20(1)     Malgré les alinéas 18(1)a), b) et h), sont déductibles dans le calcul du revenu tiré par un contribuable d'une entreprise ou d'un bien pour une année d'imposition celles des sommes suivantes qui se rapportent entièrement à cette source de revenus ou la partie des sommes suivantes qu'il est raisonnable de considérer comme s'y rapportant :

                                                                                    (Je souligne)

[15]     Or à ce sujet, l'appelant a reconnu que les biens acquis avec le produit de l'emprunt de 1984 n'existaient plus en 1995, 1996 et 1997.

[16]     Pour ce qui est de la partie des frais financiers ayant pu provenir du deuxième emprunt, la preuve est à l'effet que le produit de l'emprunt n'a pas servi à l'achat d'un quelconque bien ou entreprise susceptible de produire des revenus, mais pour rembourser la marge de crédit personnelle de l'appelant.

[17]     L'appelant avait le fardeau de preuve et celui-ci exigeait une preuve claire, cohérente et vraisemblable démontrant d'une manière non équivoque que les frais financiers avait été déboursés pour l'acquisition de biens susceptibles de produire éventuellement des revenus; pour avoir droit à la déductibilité des frais financiers, le bien ou les biens acquis dans le but de produire un revenu doivent toujours faire partie du patrimoine du contribuable l'année où ce dernier en réclame la déduction. La preuve soumise par l'appelant a plutôt établi que les biens susceptibles de produire des revenus n'existaient plus lors des années en litige.

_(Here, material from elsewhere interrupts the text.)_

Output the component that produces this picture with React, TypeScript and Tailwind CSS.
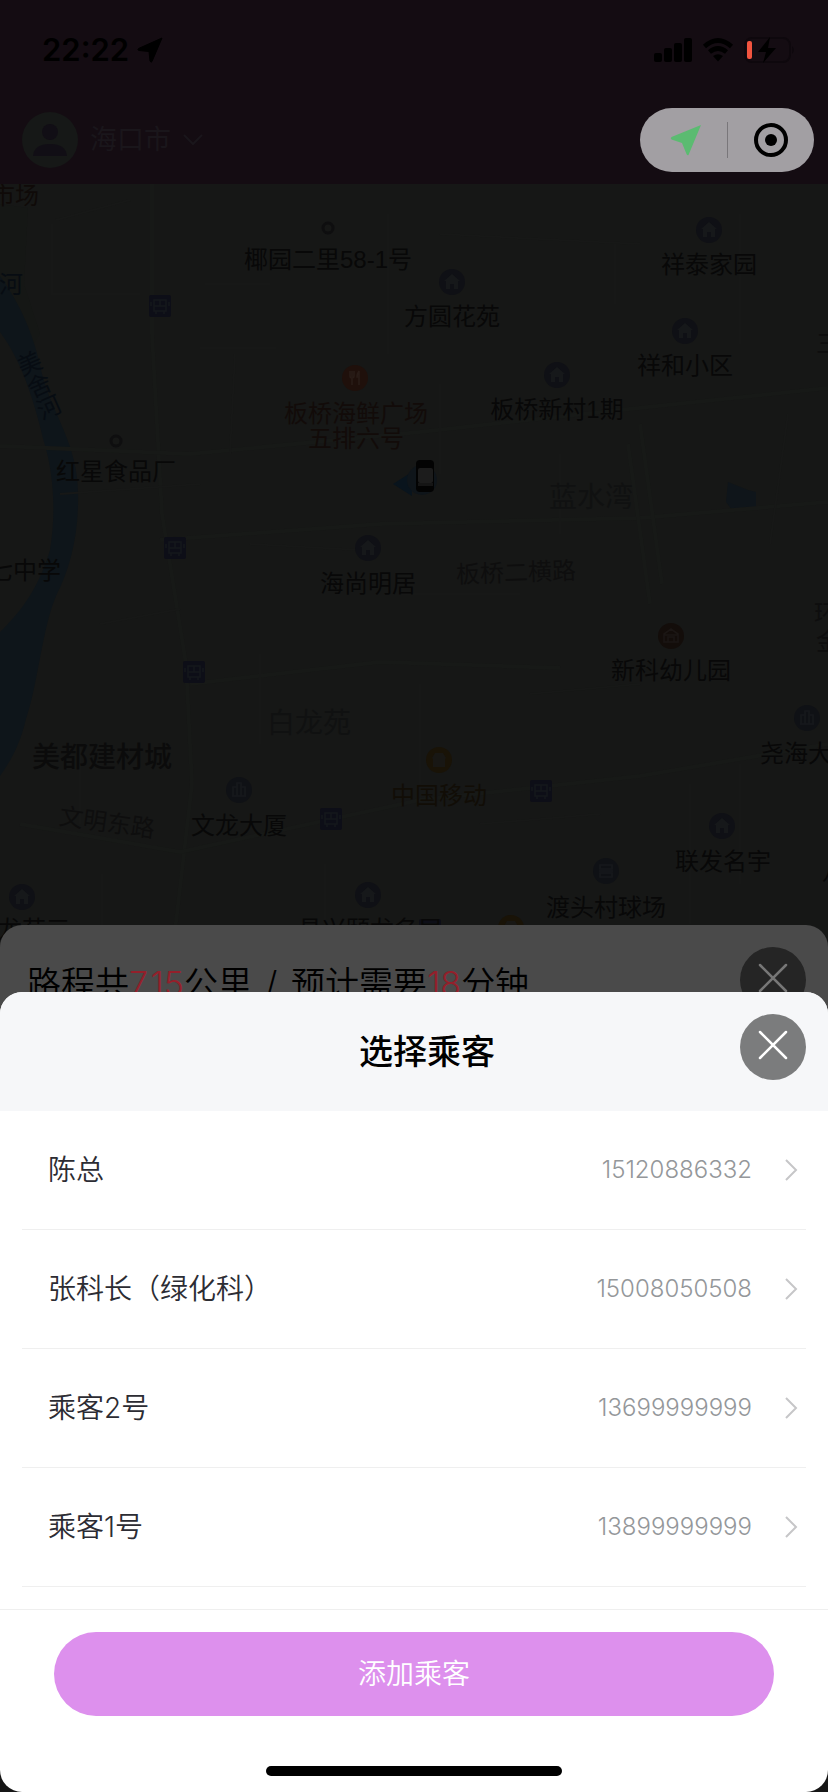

[18]     Compte tenu de la preuve, les appels doivent être rejetés.

Signé à Ottawa, Canada, ce 25e jour de mai 2001.

« Alain Tardif »

J.C.C.I.


No DU DOSSIER DE LA COUR :       2000-3365(IT)I

INTITULÉ DE LA CAUSE :               Benoît Boulianne et Sa Majesté la Reine

LIEU DE L'AUDIENCE :                    Chicoutimi (Québec)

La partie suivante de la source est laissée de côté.